Task instructions
Copy out the material below in full, but not its images.

Data records:
┄┄┄┄┄┄

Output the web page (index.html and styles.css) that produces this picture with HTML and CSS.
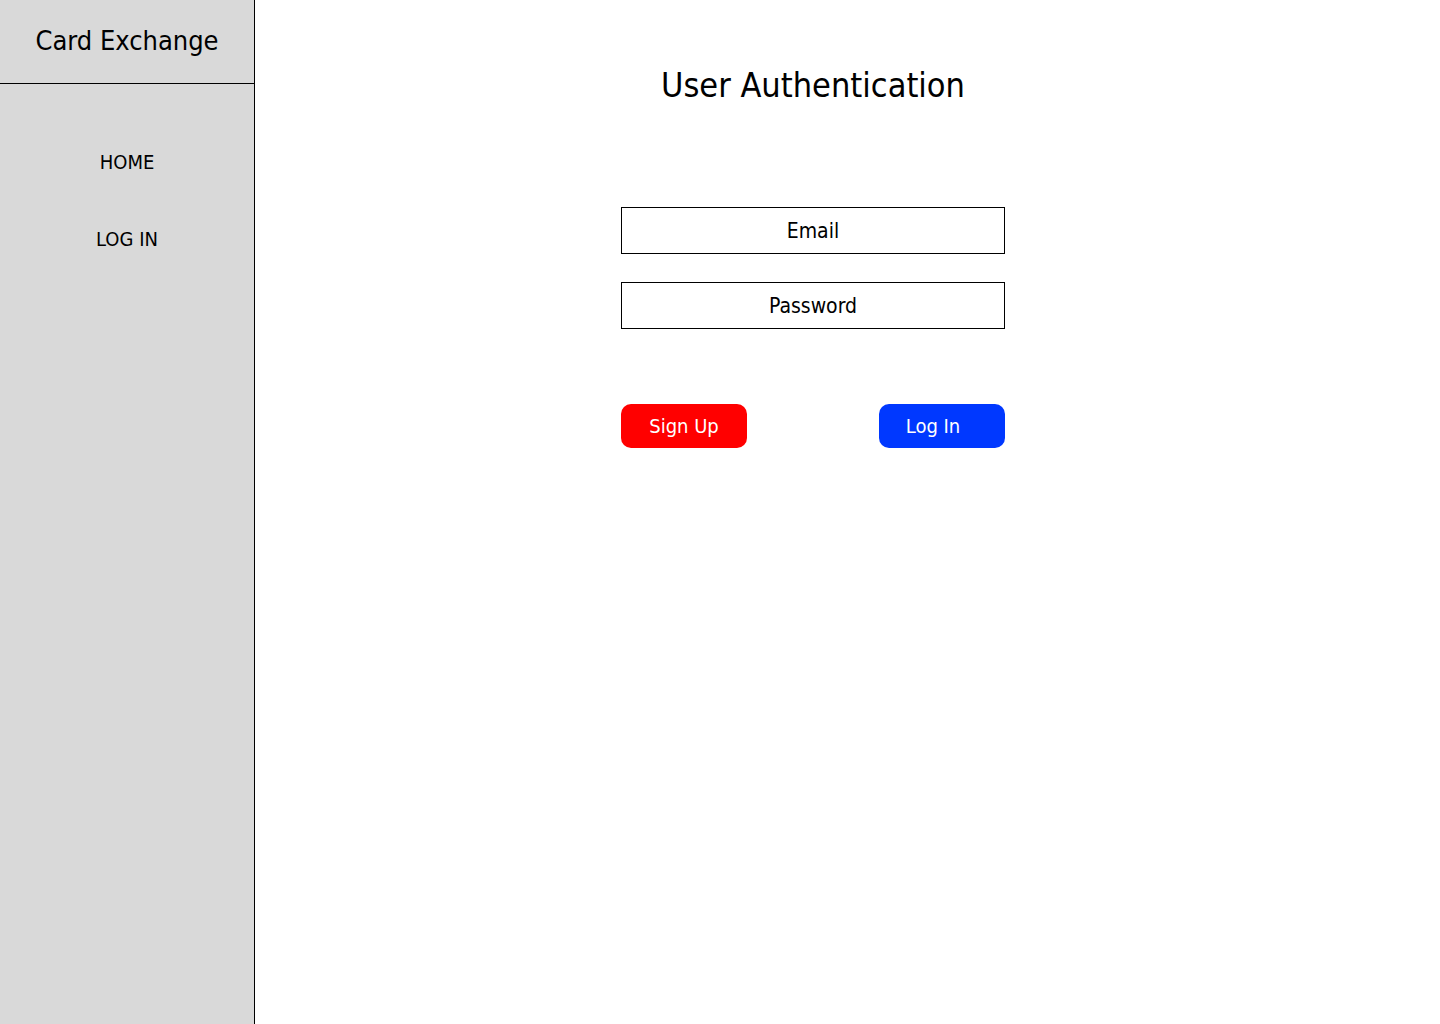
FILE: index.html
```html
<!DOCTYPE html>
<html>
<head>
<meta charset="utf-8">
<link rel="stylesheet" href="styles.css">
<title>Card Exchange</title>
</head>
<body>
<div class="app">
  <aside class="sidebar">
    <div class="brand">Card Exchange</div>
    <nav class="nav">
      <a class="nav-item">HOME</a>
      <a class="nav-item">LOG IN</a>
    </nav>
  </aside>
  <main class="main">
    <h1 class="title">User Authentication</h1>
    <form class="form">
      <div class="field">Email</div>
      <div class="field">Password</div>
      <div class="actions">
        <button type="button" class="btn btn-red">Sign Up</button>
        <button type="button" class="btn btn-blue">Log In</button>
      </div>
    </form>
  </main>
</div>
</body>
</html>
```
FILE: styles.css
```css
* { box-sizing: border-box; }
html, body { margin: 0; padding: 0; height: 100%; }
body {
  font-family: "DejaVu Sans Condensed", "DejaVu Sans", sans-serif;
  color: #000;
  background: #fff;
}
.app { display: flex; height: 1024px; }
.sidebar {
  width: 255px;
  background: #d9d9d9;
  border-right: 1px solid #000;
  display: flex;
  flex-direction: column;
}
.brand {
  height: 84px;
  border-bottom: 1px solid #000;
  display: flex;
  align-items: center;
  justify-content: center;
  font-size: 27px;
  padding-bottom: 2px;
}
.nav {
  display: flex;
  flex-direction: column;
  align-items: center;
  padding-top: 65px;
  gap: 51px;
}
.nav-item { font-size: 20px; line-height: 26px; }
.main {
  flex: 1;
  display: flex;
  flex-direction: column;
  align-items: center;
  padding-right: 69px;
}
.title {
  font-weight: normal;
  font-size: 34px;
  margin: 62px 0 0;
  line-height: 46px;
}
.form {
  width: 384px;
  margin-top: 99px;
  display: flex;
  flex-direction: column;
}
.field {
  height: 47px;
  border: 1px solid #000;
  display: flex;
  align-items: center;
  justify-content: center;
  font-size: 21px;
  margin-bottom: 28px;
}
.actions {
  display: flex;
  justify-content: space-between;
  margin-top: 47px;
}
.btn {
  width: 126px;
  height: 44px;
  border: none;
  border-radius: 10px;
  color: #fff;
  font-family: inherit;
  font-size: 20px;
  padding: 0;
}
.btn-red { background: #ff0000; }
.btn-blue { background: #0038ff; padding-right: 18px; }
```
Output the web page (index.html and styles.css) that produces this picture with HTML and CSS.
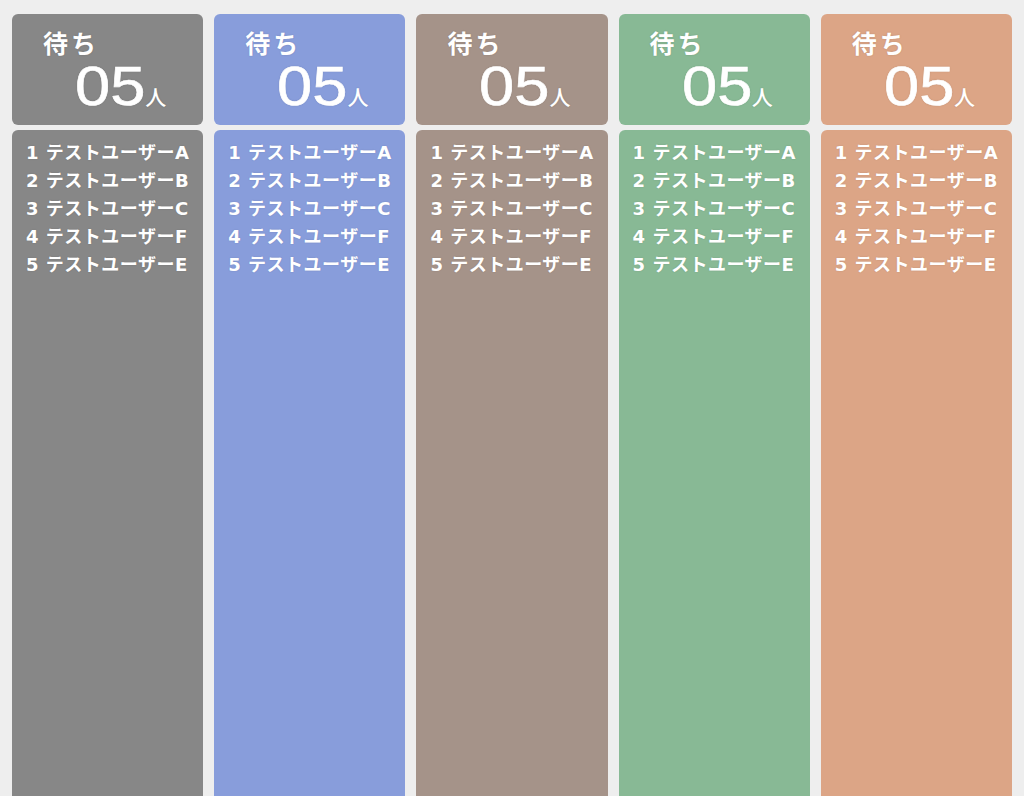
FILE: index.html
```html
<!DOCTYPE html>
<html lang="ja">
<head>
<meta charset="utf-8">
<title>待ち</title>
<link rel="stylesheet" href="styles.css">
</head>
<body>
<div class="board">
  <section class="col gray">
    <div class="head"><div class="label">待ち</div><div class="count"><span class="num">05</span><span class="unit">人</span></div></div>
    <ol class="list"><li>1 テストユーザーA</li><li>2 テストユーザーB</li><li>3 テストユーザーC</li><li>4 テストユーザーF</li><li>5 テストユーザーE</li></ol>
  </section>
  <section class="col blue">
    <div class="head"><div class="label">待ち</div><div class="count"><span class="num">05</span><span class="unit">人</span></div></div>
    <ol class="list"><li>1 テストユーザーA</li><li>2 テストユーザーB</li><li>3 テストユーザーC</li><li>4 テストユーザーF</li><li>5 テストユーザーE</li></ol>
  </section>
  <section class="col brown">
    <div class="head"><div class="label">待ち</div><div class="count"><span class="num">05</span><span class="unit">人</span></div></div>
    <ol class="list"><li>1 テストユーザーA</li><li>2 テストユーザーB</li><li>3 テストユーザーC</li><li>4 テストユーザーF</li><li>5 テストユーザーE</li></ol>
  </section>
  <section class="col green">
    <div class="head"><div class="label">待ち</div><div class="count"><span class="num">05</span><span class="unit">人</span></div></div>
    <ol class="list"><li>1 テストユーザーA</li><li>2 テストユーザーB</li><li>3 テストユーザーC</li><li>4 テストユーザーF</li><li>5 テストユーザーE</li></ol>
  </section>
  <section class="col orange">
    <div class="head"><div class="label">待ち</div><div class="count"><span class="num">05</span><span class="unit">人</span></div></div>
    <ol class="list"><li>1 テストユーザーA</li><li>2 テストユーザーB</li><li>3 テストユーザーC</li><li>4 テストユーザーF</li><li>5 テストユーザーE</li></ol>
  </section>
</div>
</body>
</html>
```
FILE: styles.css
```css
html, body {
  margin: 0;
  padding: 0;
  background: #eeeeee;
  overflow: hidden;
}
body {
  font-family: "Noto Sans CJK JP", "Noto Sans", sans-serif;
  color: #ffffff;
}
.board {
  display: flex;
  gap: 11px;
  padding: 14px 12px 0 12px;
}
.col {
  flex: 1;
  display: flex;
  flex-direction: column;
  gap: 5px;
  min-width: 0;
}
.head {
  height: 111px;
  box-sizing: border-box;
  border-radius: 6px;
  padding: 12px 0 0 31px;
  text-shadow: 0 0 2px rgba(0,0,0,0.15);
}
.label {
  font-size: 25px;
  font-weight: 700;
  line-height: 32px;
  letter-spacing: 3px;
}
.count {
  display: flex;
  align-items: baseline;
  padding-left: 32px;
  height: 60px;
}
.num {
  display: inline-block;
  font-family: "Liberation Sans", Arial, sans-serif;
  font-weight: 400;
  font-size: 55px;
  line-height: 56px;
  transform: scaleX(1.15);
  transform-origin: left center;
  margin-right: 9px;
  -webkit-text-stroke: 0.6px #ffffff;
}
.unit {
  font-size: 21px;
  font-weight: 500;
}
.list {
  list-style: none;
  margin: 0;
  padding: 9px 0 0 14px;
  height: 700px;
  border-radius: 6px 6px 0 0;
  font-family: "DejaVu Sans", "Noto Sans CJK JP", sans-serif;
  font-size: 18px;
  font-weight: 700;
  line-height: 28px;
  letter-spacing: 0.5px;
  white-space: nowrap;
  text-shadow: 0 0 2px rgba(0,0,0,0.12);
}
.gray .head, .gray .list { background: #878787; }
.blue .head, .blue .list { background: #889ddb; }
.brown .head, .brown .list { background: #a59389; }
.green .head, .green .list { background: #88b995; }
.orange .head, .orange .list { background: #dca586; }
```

┄┄┄┄┄┄

Output for this task
Output the web page (index.html and styles.css) that produces this picture with HTML and CSS.
FILE: index.html
```html
<!DOCTYPE html>
<html>
<head>
<meta charset="utf-8">
<link rel="stylesheet" href="styles.css">
<title>Card Exchange</title>
</head>
<body>
<div class="app">
  <aside class="sidebar">
    <div class="brand">Card Exchange</div>
    <nav class="nav">
      <a class="nav-item">HOME</a>
      <a class="nav-item">LOG IN</a>
    </nav>
  </aside>
  <main class="main">
    <h1 class="title">User Authentication</h1>
    <form class="form">
      <div class="field">Email</div>
      <div class="field">Password</div>
      <div class="actions">
        <button type="button" class="btn btn-red">Sign Up</button>
        <button type="button" class="btn btn-blue">Log In</button>
      </div>
    </form>
  </main>
</div>
</body>
</html>
```
FILE: styles.css
```css
* { box-sizing: border-box; }
html, body { margin: 0; padding: 0; height: 100%; }
body {
  font-family: "DejaVu Sans Condensed", "DejaVu Sans", sans-serif;
  color: #000;
  background: #fff;
}
.app { display: flex; height: 1024px; }
.sidebar {
  width: 255px;
  background: #d9d9d9;
  border-right: 1px solid #000;
  display: flex;
  flex-direction: column;
}
.brand {
  height: 84px;
  border-bottom: 1px solid #000;
  display: flex;
  align-items: center;
  justify-content: center;
  font-size: 27px;
  padding-bottom: 2px;
}
.nav {
  display: flex;
  flex-direction: column;
  align-items: center;
  padding-top: 65px;
  gap: 51px;
}
.nav-item { font-size: 20px; line-height: 26px; }
.main {
  flex: 1;
  display: flex;
  flex-direction: column;
  align-items: center;
  padding-right: 69px;
}
.title {
  font-weight: normal;
  font-size: 34px;
  margin: 62px 0 0;
  line-height: 46px;
}
.form {
  width: 384px;
  margin-top: 99px;
  display: flex;
  flex-direction: column;
}
.field {
  height: 47px;
  border: 1px solid #000;
  display: flex;
  align-items: center;
  justify-content: center;
  font-size: 21px;
  margin-bottom: 28px;
}
.actions {
  display: flex;
  justify-content: space-between;
  margin-top: 47px;
}
.btn {
  width: 126px;
  height: 44px;
  border: none;
  border-radius: 10px;
  color: #fff;
  font-family: inherit;
  font-size: 20px;
  padding: 0;
}
.btn-red { background: #ff0000; }
.btn-blue { background: #0038ff; padding-right: 18px; }
```
Output the web page (index.html and styles.css) that produces this picture with HTML and CSS.
FILE: index.html
```html
<!DOCTYPE html>
<html lang="ja">
<head>
<meta charset="utf-8">
<title>待ち</title>
<link rel="stylesheet" href="styles.css">
</head>
<body>
<div class="board">
  <section class="col gray">
    <div class="head"><div class="label">待ち</div><div class="count"><span class="num">05</span><span class="unit">人</span></div></div>
    <ol class="list"><li>1 テストユーザーA</li><li>2 テストユーザーB</li><li>3 テストユーザーC</li><li>4 テストユーザーF</li><li>5 テストユーザーE</li></ol>
  </section>
  <section class="col blue">
    <div class="head"><div class="label">待ち</div><div class="count"><span class="num">05</span><span class="unit">人</span></div></div>
    <ol class="list"><li>1 テストユーザーA</li><li>2 テストユーザーB</li><li>3 テストユーザーC</li><li>4 テストユーザーF</li><li>5 テストユーザーE</li></ol>
  </section>
  <section class="col brown">
    <div class="head"><div class="label">待ち</div><div class="count"><span class="num">05</span><span class="unit">人</span></div></div>
    <ol class="list"><li>1 テストユーザーA</li><li>2 テストユーザーB</li><li>3 テストユーザーC</li><li>4 テストユーザーF</li><li>5 テストユーザーE</li></ol>
  </section>
  <section class="col green">
    <div class="head"><div class="label">待ち</div><div class="count"><span class="num">05</span><span class="unit">人</span></div></div>
    <ol class="list"><li>1 テストユーザーA</li><li>2 テストユーザーB</li><li>3 テストユーザーC</li><li>4 テストユーザーF</li><li>5 テストユーザーE</li></ol>
  </section>
  <section class="col orange">
    <div class="head"><div class="label">待ち</div><div class="count"><span class="num">05</span><span class="unit">人</span></div></div>
    <ol class="list"><li>1 テストユーザーA</li><li>2 テストユーザーB</li><li>3 テストユーザーC</li><li>4 テストユーザーF</li><li>5 テストユーザーE</li></ol>
  </section>
</div>
</body>
</html>
```
FILE: styles.css
```css
html, body {
  margin: 0;
  padding: 0;
  background: #eeeeee;
  overflow: hidden;
}
body {
  font-family: "Noto Sans CJK JP", "Noto Sans", sans-serif;
  color: #ffffff;
}
.board {
  display: flex;
  gap: 11px;
  padding: 14px 12px 0 12px;
}
.col {
  flex: 1;
  display: flex;
  flex-direction: column;
  gap: 5px;
  min-width: 0;
}
.head {
  height: 111px;
  box-sizing: border-box;
  border-radius: 6px;
  padding: 12px 0 0 31px;
  text-shadow: 0 0 2px rgba(0,0,0,0.15);
}
.label {
  font-size: 25px;
  font-weight: 700;
  line-height: 32px;
  letter-spacing: 3px;
}
.count {
  display: flex;
  align-items: baseline;
  padding-left: 32px;
  height: 60px;
}
.num {
  display: inline-block;
  font-family: "Liberation Sans", Arial, sans-serif;
  font-weight: 400;
  font-size: 55px;
  line-height: 56px;
  transform: scaleX(1.15);
  transform-origin: left center;
  margin-right: 9px;
  -webkit-text-stroke: 0.6px #ffffff;
}
.unit {
  font-size: 21px;
  font-weight: 500;
}
.list {
  list-style: none;
  margin: 0;
  padding: 9px 0 0 14px;
  height: 700px;
  border-radius: 6px 6px 0 0;
  font-family: "DejaVu Sans", "Noto Sans CJK JP", sans-serif;
  font-size: 18px;
  font-weight: 700;
  line-height: 28px;
  letter-spacing: 0.5px;
  white-space: nowrap;
  text-shadow: 0 0 2px rgba(0,0,0,0.12);
}
.gray .head, .gray .list { background: #878787; }
.blue .head, .blue .list { background: #889ddb; }
.brown .head, .brown .list { background: #a59389; }
.green .head, .green .list { background: #88b995; }
.orange .head, .orange .list { background: #dca586; }
```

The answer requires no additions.